If neither side will duel then I guess there can't be a duel can there?
So just put what was a stupid idea back on the shelf and leave it sit. But please don't anyone get on my case for putting it forward and doing a little egging it on.
*sigh* just thought it might be a way to have a little fun at no ones expense. So just forget it.
peace
never been accused of that before, although the coming out of the laboratory thing , that's old accusations that were never proven.
Marms
When a girl has man arms
Hillary Duff has some marms.
from the urban dictionary.
Candy and Cookies for everyone? Better than a stick in the eye.
Where did Hamburgler get his law degree? In Prison?
Bubba, you seemed to be the type of guy to offer a bottle of Alize, not candy, thus proving me wrong.
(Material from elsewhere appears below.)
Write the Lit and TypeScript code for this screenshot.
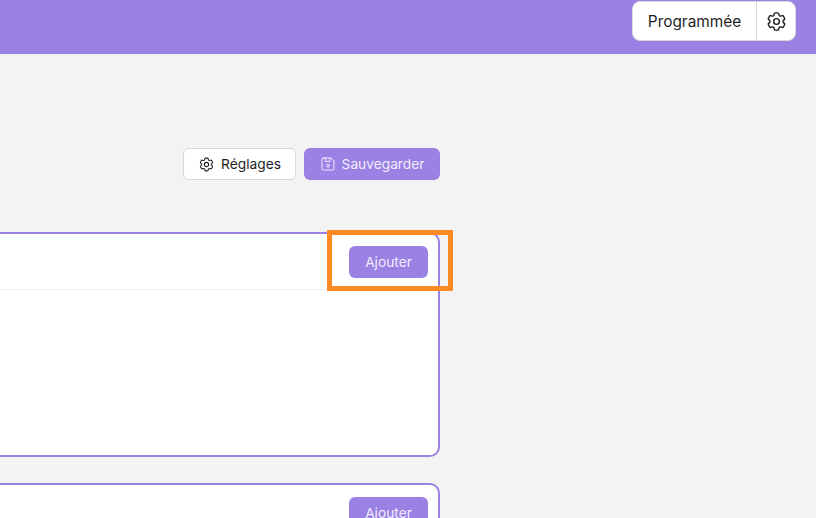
import { LitElement, html, css, svg } from "lit";
import { customElement } from "lit/decorators.js";

const gear = svg`<path d="M9.594 3.94c.09-.542.56-.94 1.11-.94h2.593c.55 0 1.02.398 1.11.94l.213 1.281c.063.374.313.686.645.87.074.04.147.083.22.127.325.196.72.257 1.075.124l1.217-.456a1.125 1.125 0 0 1 1.37.49l1.296 2.247a1.125 1.125 0 0 1-.26 1.431l-1.003.827c-.293.241-.438.613-.43.992a7.723 7.723 0 0 1 0 .255c-.008.378.137.75.43.991l1.004.827c.424.35.534.955.26 1.43l-1.298 2.247a1.125 1.125 0 0 1-1.369.491l-1.217-.456c-.355-.133-.75-.072-1.076.124a6.47 6.47 0 0 1-.22.128c-.331.183-.581.495-.644.869l-.213 1.281c-.09.543-.56.94-1.11.94h-2.594c-.55 0-1.019-.398-1.11-.94l-.213-1.281c-.062-.374-.312-.686-.644-.87a6.52 6.52 0 0 1-.22-.127c-.325-.196-.72-.257-1.076-.124l-1.217.456a1.125 1.125 0 0 1-1.369-.49l-1.297-2.247a1.125 1.125 0 0 1 .26-1.431l1.004-.827c.292-.24.437-.613.43-.991a6.932 6.932 0 0 1 0-.255c.007-.38-.138-.751-.43-.992l-1.004-.827a1.125 1.125 0 0 1-.26-1.43l1.297-2.247a1.125 1.125 0 0 1 1.37-.491l1.216.456c.356.133.751.072 1.076-.124.072-.044.146-.086.22-.128.332-.183.582-.495.644-.869l.214-1.28Z"/><path d="M15 12a3 3 0 1 1-6 0 3 3 0 0 1 6 0Z"/>`;

const save = svg`<path d="M5 3h11.5L21 7.5V19a2 2 0 0 1-2 2H5a2 2 0 0 1-2-2V5a2 2 0 0 1 2-2Z"/><path d="M8 3v5h7V3"/><circle cx="12" cy="14.5" r="2.2"/>`;

@customElement("app-root")
export class AppRoot extends LitElement {
  static styles = css`
    :host {
      display: block;
      position: relative;
      width: 816px;
      height: 518px;
      overflow: hidden;
      background: #f3f3f3;
      font-family: Inter, "Liberation Sans", sans-serif;
    }
    .topbar {
      height: 54px;
      box-sizing: border-box;
      background: #9b81e3;
      display: flex;
      justify-content: flex-end;
      padding: 1px 20px 0 0;
    }
    .mode {
      height: 40px;
      box-sizing: border-box;
      display: flex;
      background: #fff;
      border: 1px solid #d9d9d9;
      border-radius: 8px;
    }
    .mode-label {
      box-sizing: border-box;
      width: 124px;
      display: flex;
      align-items: center;
      justify-content: center;
      font-size: 15.4px;
      color: #1f1f1f;
      border-right: 1px solid #d9d9d9;
    }
    .mode-icon {
      width: 38px;
      display: flex;
      align-items: center;
      justify-content: center;
      color: #1f1f1f;
    }
    .icon {
      fill: none;
      stroke: currentColor;
      stroke-width: 1.5;
      stroke-linecap: round;
      stroke-linejoin: round;
      display: block;
    }
    .main {
      width: 440px;
      box-sizing: border-box;
      overflow: hidden;
      padding-top: 94px;
    }
    .actions {
      display: flex;
      justify-content: flex-end;
      gap: 8px;
      height: 32px;
    }
    .btn {
      box-sizing: border-box;
      height: 32px;
      display: flex;
      align-items: center;
      gap: 6px;
      border-radius: 6px;
      font-size: 13.75px;
    }
    .settings {
      width: 113px;
      justify-content: center;
      background: #fff;
      border: 1px solid #d9d9d9;
      color: #1f1f1f;
    }
    .savebtn {
      width: 136px;
      justify-content: center;
      background: #9b81e3;
      color: #f1ecfd;
    }
    .card {
      margin: 0 0 26px -12px;
      box-sizing: border-box;
      height: 225px;
      background: #fff;
      border: 2px solid #9b81e3;
      border-radius: 10px;
    }
    .cards {
      padding-top: 52px;
    }
    .card-head {
      box-sizing: border-box;
      height: 56px;
      display: flex;
      justify-content: flex-end;
      align-items: center;
      padding: 0 10px 0 0;
      border-bottom: 1px solid #ececec;
    }
    .add {
      box-sizing: border-box;
      width: 79px;
      height: 32px;
      display: flex;
      align-items: center;
      justify-content: center;
      background: #9b81e3;
      color: #f1ecfd;
      border-radius: 6px;
      font-size: 13.75px;
    }
    .highlight {
      position: absolute;
      left: 327px;
      top: 230px;
      width: 126px;
      height: 61px;
      box-sizing: border-box;
      border: 5px solid #ff8a24;
      pointer-events: none;
    }
  `;

  private card() {
    return html`<div class="card">
      <div class="card-head"><div class="add">Ajouter</div></div>
    </div>`;
  }

  render() {
    return html`
      <div class="topbar">
        <div class="mode">
          <div class="mode-label">Programmée</div>
          <div class="mode-icon">
            <svg class="icon" width="23" height="23" viewBox="0 0 24 24">${gear}</svg>
          </div>
        </div>
      </div>
      <div class="main">
        <div class="actions">
          <div class="btn settings">
            <svg class="icon" width="17" height="17" viewBox="0 0 24 24">${gear}</svg>
            Réglages
          </div>
          <div class="btn savebtn">
            <svg class="icon" width="16" height="16" viewBox="0 0 24 24">${save}</svg>
            Sauvegarder
          </div>
        </div>
        <div class="cards">${this.card()}${this.card()}</div>
      </div>
      <div class="highlight"></div>
    `;
  }
}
Hey Walking Man, I'll come right out and say it: You are proposing a duel, a competition of sorts, that I know I can not win. There are so many talented writers out there; I'm not even sure I'd go up against your average Joe Citizen.
JR look it was a stupid idea, I just thought it a way to have some fun. There are no winners or losers in this sort of thing, just people who like one style over another. but like I told Michelle fuck it I was vilified enough over the idea that I don't care.
I just thought it a way to have some fun amongst two communities of readers who share commonality.
I really don't care because as i also said I have enough shit going on in my own life that i don't need anymore from the hyper educated READERS and WRITERS and shit as well. so fuck it.
But let em tell you something; you have more talent for the written word and story telling than most of them here who think they are quite the Carver or Hemingway. But then what do i know I only write 'em and don't care what people think about them.